Chef Julian Rose in action.

     To wash down all the wonderful chocolate, we were offered 2 liqueurs.  One of them was Rosa Regale, an Italian dry wine made with - yes! - rose petals and raspberries, which can be served as dessert wine or as an aperitif.  It was suggested as a pairing for the darker type chocolates.  The other drink served was Crave Chocolate Mint liqueur, which in its mint version pairs particularly well sweeter chocolates, like whites and pralinés (the company also makes it cherry and chili flavored, this latter one a future objective of mine).

     For the demonstration, Chef Julian Rose prepared chicken mole with 72% Venezuela cocoa before our very eyes, and I must admit that although I have never used chocolate in the cooking of savoury foods, this dish blew me away.  It was accompanied by a purple potato pureé and crunchy greens. I'll be preparing it in the near future (the recipe was given to us) and sharing this wonderful dish with all of you.

Chef Rose's chicken mole.
     Dessert was Brazilian truffles called brigaderos.  They are made daily in their native Brazil, as they are best consumed fresh, and Chef Rose picked up the recipe in his recent trip to that country.

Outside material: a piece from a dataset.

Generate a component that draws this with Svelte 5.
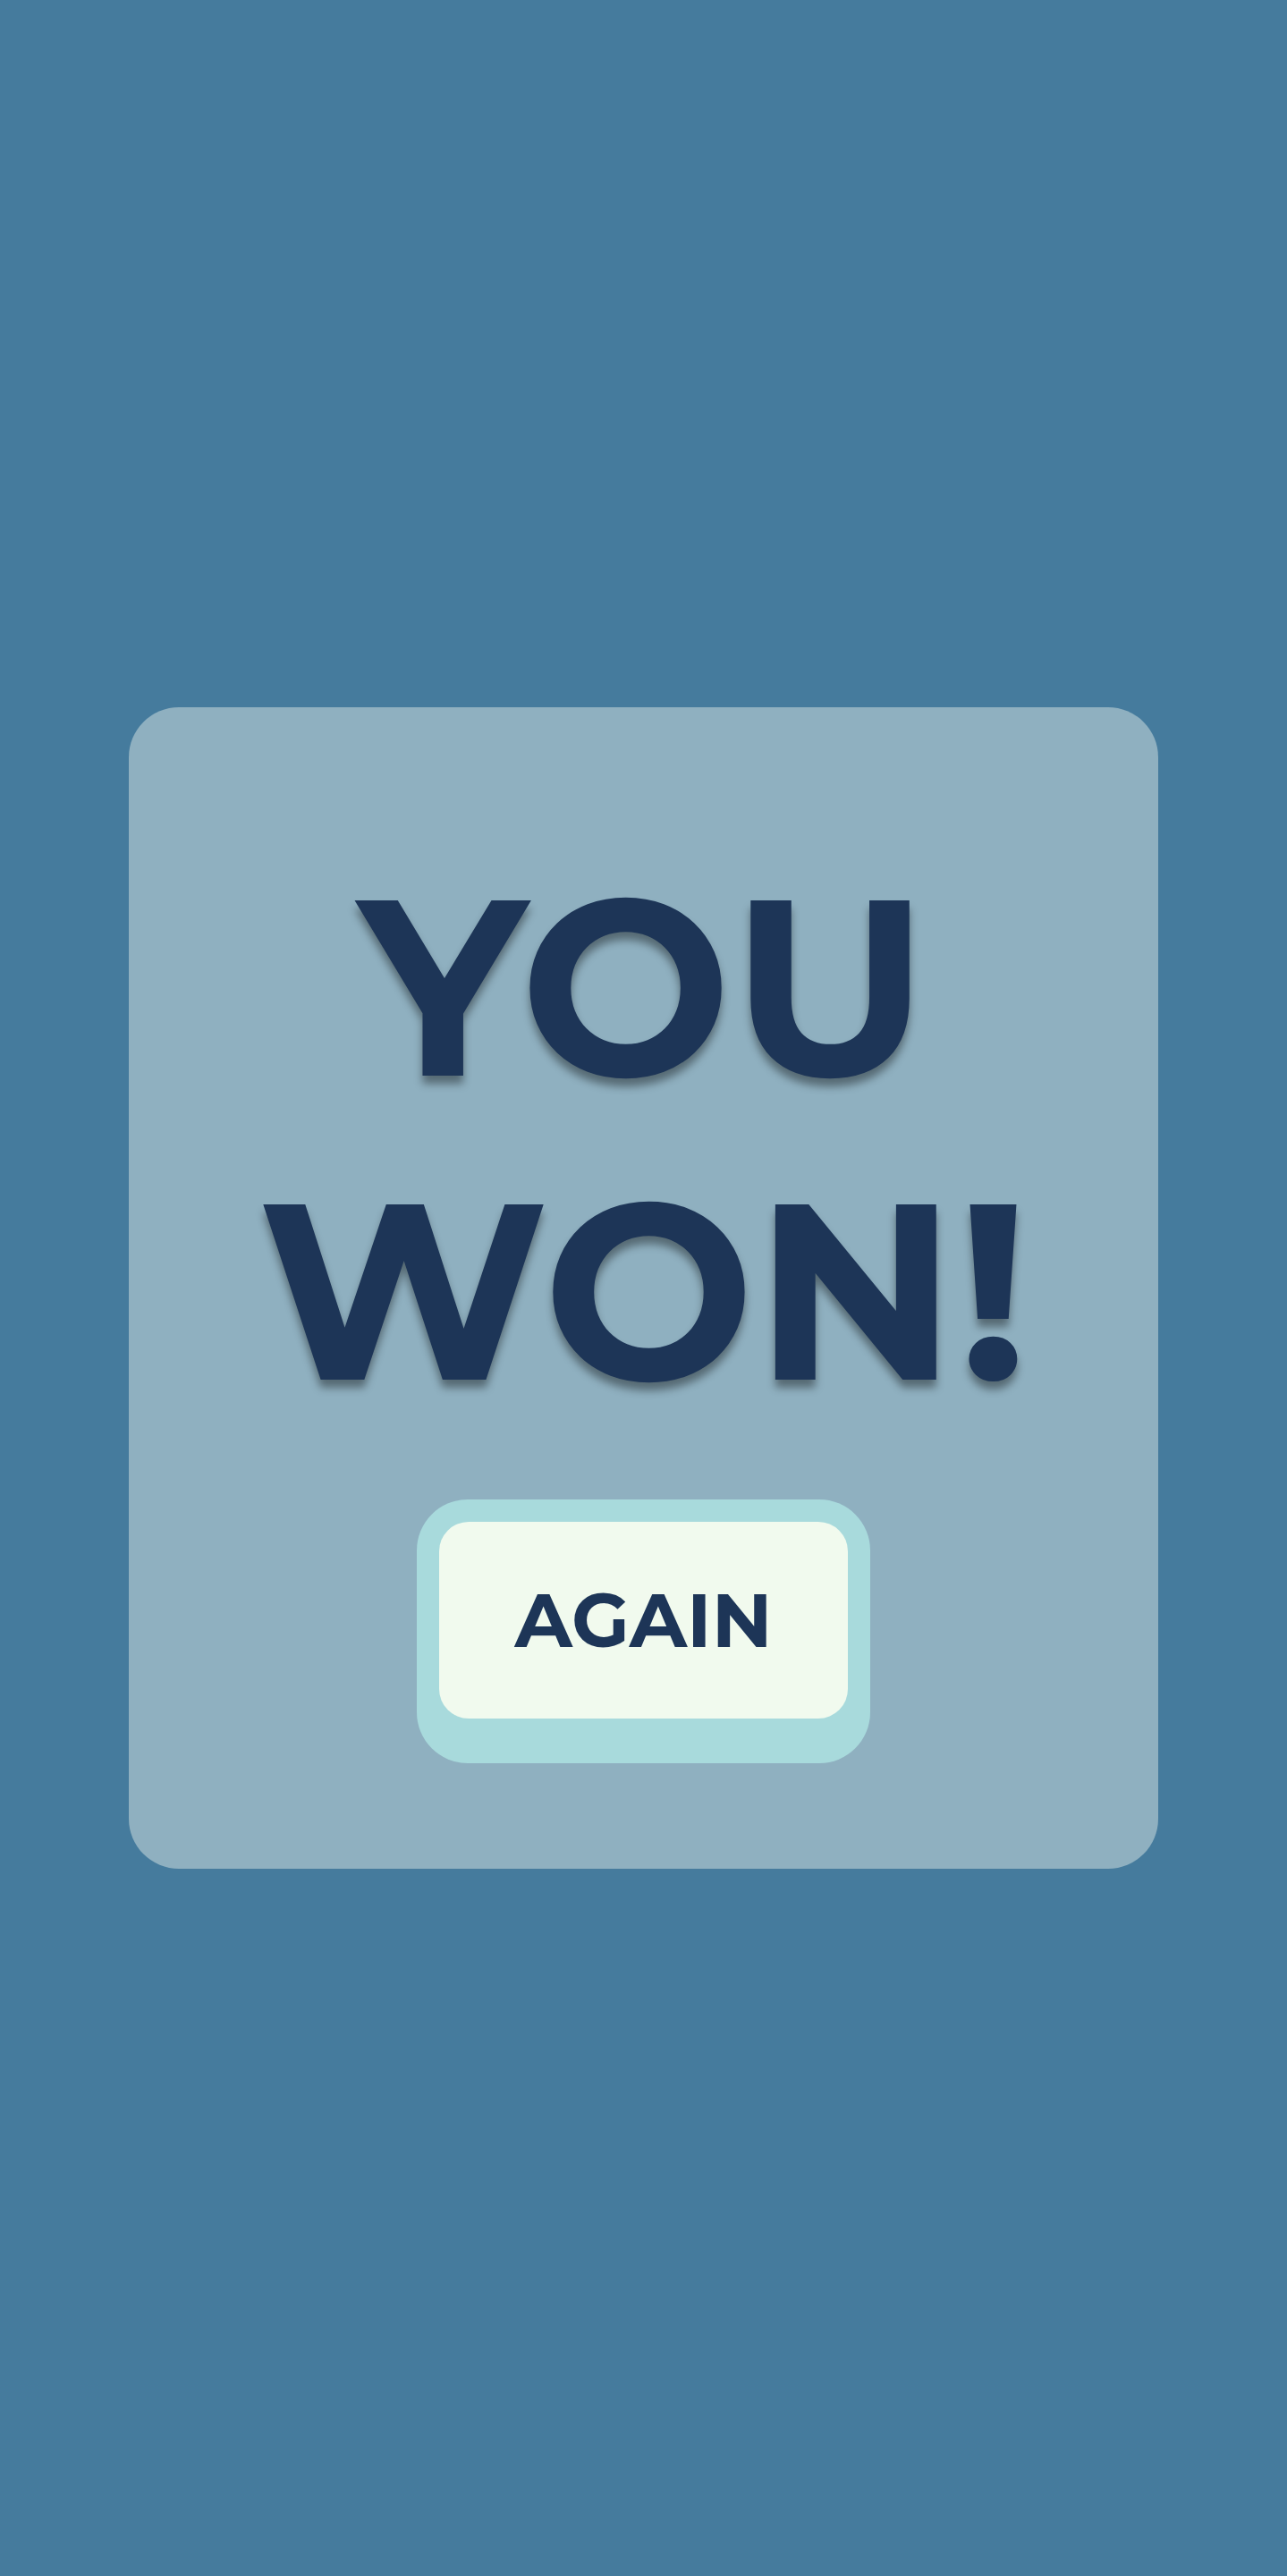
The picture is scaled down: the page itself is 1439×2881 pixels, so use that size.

From bottom left to top right: white chocolate and coconut,
praliné, semi-sweet chocolate, pistachio and dark chocolate
truffle brigaderos.
     Needless to say, the truffles were delicious and satisfied each one of my sweet teeth.  I really enjoyed this experience and look forward to more in next year's festival.  If you are a Florida local, or want to enjoy one of the best food adventures of your life, the Epcot Food and Wine Festival is indeed the right ticket.